Racing for clean energy

Thomas Friedman seems to me to get it exactly right:
The only engine big enough to impact Mother Nature is Father Greed: the Market. Only a market, shaped by regulations and incentives to stimulate massive innovation in clean, emission-free power sources can make a dent in global warming. And no market can do that better than America’s.
Maybe the best thing President Obama could have done here in Copenhagen was to make clear that America intends to win that race. All he needed to do in his speech was to look China’s prime minister in the eye and say: “I am going to get our Senate to pass an energy bill with a price on carbon so we can clean your clock in clean-tech. This is my moon shot. Game on.”
Because once we get America racing China, China racing Europe, Europe racing Japan, Japan racing Brazil, we can quickly move down the innovation-manufacturing curve and shrink the cost of electric cars, batteries, solar and wind so these are no longer luxury products for the wealthy nations but commodity items the third world can use and even produce.
I would add only two things:

(i) Even if one completely dismisses projections about climate-change-induced migrations, the development of clean, non-nuclear* energy should be a huge national security priority; there are few things that would benefit us so much as decisively cutting off the steady stream of terrorist petrodollars that have been flowing from the Middle East. I still am mystified by how many of us are gung-ho about using an energy source that puts money into the pockets of our most devoted enemies.

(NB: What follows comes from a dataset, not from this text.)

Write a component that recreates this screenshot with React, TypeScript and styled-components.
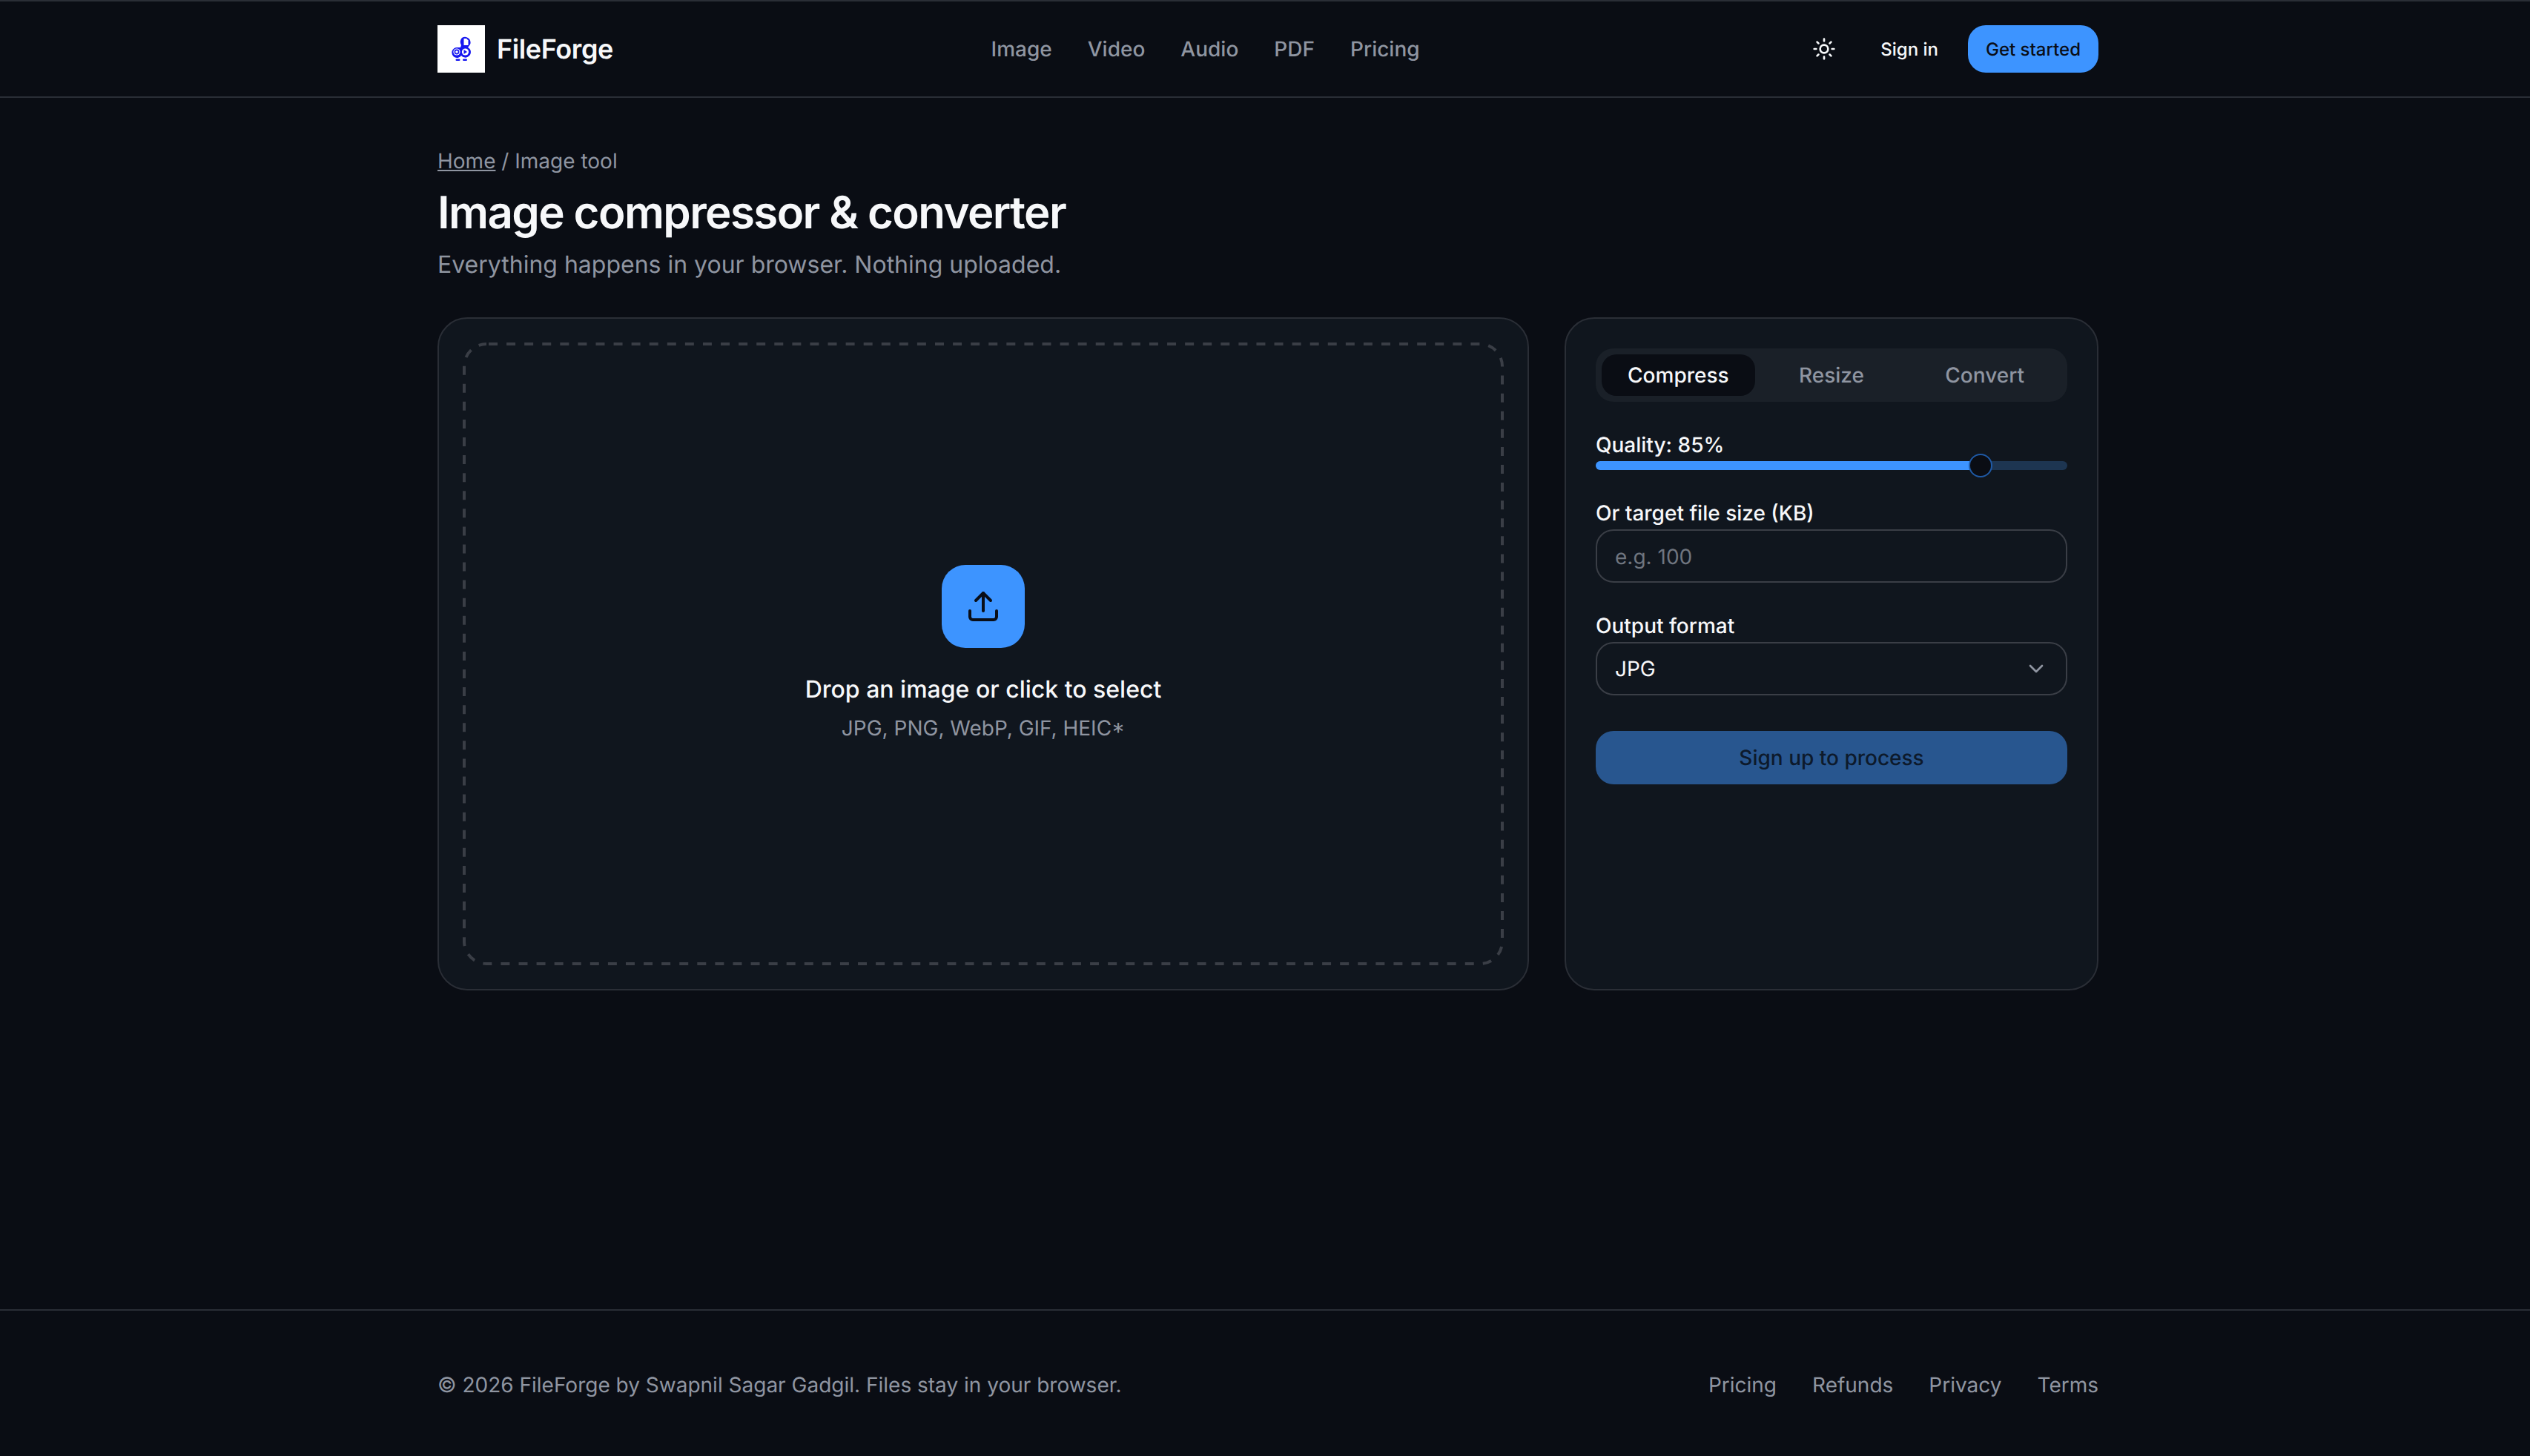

(ii) The United States is the best suited to do the job (for now), but only in principle. With half of the country openly contemptuous both of science and of anything that smacks remotely of environmentalism (because both somehow raise the specter of—gasp!—liberalism), I suspect other countries will take the lead, and ultimately turn us into a technological backwater. Here's hoping I'm wrong.

* Non-nuclear only because of the proliferation concerns that would result from using nuclear energy as the world's primary energy source; otherwise, I don't mind nuclear.

1 comment:

Becky said...

Nuclear waste can't be disposed of, either... a bunch of nuclear waste laying around is also a problem!